=== EXERCISE TASK ===
Count, in the entries below, the lines in which "React" occurs. Give the number, nothing more.

=== RAW DATA ===
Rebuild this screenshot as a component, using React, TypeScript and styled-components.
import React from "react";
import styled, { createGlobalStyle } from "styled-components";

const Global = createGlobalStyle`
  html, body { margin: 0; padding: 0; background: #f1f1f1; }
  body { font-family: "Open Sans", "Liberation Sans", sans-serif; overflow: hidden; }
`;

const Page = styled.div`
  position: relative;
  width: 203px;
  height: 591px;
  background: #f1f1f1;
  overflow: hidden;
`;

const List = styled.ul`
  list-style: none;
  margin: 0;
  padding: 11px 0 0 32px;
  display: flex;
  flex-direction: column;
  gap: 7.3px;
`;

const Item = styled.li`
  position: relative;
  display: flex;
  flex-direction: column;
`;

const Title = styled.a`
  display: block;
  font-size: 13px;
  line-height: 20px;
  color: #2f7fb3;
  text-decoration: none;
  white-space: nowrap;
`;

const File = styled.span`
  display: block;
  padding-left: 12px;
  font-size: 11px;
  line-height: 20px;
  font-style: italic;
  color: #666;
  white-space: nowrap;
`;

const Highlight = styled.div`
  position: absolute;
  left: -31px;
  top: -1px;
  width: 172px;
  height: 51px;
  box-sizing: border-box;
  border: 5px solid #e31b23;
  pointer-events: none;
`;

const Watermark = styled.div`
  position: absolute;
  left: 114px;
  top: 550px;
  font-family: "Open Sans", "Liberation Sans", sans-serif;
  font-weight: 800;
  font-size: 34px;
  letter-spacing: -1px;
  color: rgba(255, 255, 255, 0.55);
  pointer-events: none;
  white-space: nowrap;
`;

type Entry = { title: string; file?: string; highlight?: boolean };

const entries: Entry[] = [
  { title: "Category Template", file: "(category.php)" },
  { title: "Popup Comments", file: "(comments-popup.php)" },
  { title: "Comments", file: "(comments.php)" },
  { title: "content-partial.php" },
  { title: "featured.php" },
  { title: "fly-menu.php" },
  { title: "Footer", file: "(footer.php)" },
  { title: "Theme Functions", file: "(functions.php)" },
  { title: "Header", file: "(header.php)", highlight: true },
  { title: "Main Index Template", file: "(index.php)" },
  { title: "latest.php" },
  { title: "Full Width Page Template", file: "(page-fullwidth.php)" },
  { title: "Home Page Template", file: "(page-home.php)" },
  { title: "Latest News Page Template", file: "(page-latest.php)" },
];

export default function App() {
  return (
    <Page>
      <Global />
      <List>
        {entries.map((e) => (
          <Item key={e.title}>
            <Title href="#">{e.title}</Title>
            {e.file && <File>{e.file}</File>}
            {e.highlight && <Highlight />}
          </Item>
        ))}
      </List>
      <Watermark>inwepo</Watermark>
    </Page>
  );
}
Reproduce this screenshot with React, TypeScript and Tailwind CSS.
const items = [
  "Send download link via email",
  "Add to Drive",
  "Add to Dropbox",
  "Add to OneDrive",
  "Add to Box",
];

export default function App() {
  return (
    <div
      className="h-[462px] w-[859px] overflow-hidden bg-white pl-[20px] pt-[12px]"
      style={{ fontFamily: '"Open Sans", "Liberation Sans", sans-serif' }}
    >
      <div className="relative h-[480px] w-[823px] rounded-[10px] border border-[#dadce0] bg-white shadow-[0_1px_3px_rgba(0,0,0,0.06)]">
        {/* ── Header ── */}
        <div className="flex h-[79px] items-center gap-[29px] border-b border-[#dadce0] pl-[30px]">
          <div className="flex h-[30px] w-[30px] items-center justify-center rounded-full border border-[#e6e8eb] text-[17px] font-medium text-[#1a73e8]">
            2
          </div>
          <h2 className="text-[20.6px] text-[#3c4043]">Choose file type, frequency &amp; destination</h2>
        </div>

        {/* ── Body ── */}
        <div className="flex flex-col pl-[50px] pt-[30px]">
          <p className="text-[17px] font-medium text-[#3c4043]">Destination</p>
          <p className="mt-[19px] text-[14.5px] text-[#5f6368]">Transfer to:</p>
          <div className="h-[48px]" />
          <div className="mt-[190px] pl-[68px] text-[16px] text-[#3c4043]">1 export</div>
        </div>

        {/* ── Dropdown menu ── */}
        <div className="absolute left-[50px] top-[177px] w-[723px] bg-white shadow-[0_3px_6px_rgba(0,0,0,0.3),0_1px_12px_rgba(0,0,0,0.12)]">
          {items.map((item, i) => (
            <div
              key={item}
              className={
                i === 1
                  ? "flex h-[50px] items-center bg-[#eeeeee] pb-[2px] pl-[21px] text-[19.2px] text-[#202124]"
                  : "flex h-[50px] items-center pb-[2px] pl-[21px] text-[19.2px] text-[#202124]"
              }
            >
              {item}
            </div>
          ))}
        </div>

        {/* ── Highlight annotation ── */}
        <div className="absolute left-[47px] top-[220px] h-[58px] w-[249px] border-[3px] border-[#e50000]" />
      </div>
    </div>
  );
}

=== EXERCISE RESULT ===
3